**Objective**
Identify each line holding the string "source" and copy it.

((

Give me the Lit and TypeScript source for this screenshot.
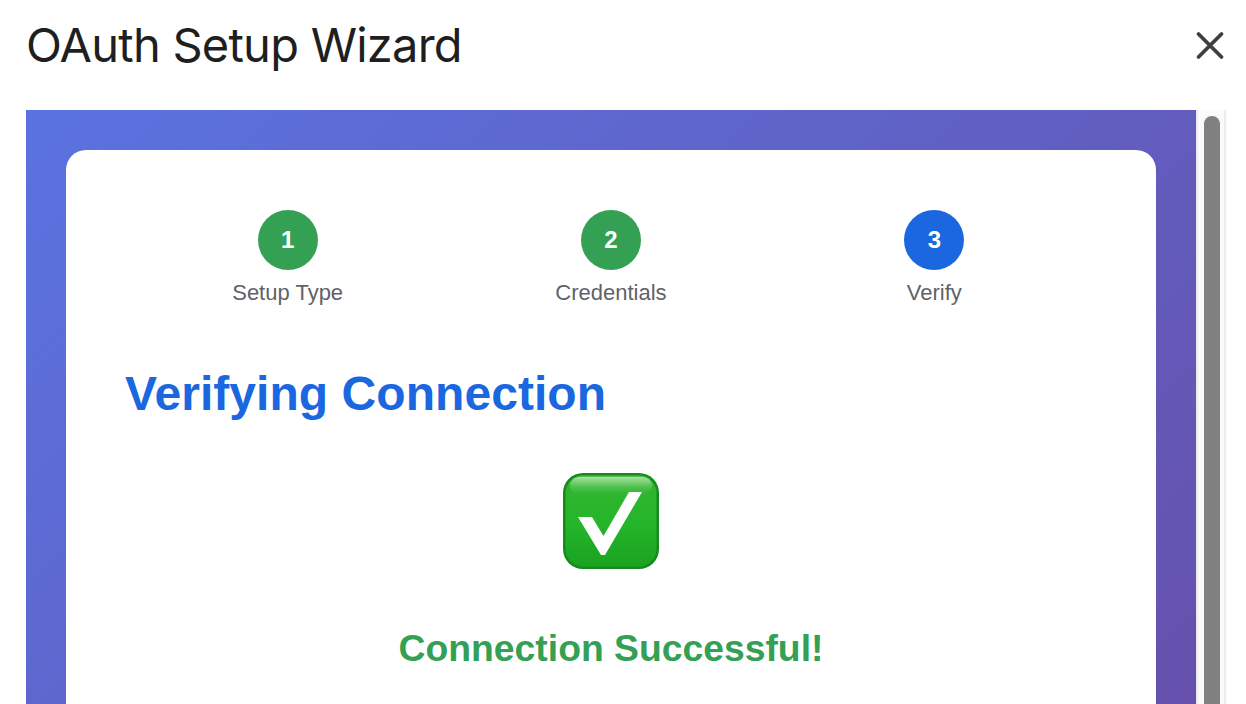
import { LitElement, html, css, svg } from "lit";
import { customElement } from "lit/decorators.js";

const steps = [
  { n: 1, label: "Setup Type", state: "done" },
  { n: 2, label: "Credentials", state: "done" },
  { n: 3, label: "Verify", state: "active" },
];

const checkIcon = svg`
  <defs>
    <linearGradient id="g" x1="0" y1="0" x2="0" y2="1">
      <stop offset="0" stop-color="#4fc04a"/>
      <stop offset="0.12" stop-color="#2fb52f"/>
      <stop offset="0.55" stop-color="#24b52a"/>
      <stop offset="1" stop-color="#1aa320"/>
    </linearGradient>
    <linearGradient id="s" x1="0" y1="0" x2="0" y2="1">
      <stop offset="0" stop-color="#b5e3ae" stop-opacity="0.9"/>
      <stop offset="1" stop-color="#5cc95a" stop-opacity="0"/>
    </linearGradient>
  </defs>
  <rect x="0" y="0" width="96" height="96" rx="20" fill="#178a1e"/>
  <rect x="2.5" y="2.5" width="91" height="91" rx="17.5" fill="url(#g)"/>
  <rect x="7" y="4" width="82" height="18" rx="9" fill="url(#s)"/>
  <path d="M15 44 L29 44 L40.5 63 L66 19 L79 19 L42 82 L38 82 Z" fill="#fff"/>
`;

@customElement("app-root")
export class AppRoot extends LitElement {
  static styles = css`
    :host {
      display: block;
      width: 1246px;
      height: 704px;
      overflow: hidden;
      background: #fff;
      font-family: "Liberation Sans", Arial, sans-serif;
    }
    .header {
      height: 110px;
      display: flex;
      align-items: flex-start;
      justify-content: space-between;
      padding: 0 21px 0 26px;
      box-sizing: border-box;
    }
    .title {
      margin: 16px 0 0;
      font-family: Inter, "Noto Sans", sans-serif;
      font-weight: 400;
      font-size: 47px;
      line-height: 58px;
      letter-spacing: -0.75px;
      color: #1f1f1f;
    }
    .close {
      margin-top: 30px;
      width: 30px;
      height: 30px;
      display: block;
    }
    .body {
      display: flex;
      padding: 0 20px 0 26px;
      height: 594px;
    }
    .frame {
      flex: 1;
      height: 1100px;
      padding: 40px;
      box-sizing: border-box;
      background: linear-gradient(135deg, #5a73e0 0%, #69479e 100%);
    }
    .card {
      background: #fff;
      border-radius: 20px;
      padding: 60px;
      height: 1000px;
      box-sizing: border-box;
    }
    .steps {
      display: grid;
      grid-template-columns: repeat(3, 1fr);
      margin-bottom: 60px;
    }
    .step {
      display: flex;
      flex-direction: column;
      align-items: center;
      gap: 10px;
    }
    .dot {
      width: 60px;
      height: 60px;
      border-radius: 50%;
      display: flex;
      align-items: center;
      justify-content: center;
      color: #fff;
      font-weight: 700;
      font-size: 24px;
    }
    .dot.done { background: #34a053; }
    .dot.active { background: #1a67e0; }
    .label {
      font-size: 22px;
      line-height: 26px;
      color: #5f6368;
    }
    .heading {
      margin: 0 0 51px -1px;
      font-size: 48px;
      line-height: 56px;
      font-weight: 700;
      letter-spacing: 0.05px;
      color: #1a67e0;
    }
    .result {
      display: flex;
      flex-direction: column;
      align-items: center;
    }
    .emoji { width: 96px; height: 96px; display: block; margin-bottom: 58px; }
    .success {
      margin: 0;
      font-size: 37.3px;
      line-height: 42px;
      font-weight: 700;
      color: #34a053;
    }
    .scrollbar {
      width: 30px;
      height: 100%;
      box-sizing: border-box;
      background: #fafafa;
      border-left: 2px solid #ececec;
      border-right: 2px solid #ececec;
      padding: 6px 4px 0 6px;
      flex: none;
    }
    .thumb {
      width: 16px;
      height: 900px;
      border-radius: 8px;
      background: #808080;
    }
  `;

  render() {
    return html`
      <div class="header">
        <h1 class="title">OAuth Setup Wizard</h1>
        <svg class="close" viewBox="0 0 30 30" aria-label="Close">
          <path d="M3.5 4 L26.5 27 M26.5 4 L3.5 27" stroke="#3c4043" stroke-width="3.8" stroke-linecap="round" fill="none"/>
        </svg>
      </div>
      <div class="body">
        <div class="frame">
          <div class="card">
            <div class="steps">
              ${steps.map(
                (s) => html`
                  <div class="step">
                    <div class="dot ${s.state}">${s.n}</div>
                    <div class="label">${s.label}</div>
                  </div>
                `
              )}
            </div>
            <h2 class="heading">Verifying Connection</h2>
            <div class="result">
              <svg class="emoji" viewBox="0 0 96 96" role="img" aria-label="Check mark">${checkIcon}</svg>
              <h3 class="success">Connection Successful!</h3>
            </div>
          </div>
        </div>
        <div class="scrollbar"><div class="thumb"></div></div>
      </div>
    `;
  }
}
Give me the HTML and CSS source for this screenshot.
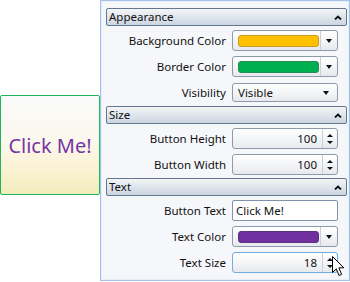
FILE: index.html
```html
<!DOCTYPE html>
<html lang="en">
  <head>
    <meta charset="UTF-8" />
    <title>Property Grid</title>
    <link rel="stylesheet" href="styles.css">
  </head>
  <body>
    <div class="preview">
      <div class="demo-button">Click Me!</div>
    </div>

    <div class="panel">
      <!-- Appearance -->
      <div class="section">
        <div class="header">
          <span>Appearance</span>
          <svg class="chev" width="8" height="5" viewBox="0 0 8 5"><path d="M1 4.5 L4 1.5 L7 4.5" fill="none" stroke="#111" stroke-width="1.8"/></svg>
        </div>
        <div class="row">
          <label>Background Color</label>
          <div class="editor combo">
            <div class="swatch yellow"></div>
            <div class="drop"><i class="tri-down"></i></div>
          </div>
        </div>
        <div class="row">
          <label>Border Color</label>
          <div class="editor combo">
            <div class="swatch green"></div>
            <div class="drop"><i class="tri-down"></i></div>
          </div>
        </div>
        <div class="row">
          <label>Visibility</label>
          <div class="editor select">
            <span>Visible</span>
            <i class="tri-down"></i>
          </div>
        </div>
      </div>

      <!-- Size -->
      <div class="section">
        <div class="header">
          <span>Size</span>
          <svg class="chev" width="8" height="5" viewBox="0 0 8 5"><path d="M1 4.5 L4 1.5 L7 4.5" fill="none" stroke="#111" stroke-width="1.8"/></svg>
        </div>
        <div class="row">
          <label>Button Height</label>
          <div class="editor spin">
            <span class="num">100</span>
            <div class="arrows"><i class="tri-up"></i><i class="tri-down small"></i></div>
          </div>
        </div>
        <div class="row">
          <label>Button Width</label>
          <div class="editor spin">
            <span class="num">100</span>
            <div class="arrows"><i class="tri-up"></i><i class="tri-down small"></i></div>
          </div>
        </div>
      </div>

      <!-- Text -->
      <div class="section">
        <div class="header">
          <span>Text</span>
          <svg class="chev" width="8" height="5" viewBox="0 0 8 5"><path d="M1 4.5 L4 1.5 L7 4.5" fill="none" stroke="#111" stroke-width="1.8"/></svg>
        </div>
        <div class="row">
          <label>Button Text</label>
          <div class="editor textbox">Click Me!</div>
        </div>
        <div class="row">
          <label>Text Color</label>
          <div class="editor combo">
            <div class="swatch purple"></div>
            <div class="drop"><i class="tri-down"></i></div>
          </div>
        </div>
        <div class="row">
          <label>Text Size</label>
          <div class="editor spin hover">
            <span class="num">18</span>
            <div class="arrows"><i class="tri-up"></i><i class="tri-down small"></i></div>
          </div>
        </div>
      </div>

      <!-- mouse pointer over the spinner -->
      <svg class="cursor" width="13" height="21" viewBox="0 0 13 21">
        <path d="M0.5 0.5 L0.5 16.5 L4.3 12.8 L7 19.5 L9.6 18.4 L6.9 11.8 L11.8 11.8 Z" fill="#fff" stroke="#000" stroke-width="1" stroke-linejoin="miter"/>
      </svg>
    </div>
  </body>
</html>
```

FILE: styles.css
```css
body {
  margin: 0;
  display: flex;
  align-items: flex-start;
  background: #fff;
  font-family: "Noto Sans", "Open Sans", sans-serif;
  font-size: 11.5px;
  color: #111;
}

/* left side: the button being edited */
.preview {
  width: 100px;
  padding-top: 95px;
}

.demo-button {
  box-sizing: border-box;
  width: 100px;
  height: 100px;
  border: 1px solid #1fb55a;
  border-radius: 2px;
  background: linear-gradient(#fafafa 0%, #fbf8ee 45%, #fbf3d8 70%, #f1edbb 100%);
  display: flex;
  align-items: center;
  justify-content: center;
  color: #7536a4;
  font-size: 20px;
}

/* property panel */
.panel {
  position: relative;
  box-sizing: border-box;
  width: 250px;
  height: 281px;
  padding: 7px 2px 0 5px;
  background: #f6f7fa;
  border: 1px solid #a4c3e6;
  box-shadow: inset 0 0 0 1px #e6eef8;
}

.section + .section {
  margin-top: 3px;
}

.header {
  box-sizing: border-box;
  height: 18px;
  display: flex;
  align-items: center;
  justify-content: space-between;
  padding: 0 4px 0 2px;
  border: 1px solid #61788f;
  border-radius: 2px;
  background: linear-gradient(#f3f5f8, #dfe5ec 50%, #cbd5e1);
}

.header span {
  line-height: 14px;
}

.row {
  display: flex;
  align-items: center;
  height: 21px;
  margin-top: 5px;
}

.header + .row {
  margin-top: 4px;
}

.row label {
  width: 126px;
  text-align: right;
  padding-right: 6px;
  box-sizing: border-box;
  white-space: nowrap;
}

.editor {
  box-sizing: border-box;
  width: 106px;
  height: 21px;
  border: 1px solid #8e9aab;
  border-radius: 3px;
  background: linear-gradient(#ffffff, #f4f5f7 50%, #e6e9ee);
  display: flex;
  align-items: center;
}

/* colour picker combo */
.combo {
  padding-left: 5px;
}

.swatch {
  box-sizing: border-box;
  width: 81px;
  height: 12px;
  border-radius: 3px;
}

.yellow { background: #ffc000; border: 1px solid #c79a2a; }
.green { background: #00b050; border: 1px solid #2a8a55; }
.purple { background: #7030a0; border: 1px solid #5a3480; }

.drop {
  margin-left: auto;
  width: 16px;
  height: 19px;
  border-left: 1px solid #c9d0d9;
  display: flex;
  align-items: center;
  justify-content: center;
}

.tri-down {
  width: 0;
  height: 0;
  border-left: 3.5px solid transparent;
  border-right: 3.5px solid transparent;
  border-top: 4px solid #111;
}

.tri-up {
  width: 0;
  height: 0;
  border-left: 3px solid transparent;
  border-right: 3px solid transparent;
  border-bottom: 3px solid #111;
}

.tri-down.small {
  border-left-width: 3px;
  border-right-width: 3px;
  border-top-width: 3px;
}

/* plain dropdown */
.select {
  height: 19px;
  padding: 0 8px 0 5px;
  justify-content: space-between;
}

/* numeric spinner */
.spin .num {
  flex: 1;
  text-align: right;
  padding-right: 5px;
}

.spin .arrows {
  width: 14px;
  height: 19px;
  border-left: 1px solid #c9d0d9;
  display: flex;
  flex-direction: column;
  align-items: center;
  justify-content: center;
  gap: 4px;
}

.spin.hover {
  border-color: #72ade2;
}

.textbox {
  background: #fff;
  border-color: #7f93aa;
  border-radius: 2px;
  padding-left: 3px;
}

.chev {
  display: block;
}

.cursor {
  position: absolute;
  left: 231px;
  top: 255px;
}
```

))

**Finished answer**
Give me the Lit and TypeScript source for this screenshot.
Give me the HTML and CSS source for this screenshot.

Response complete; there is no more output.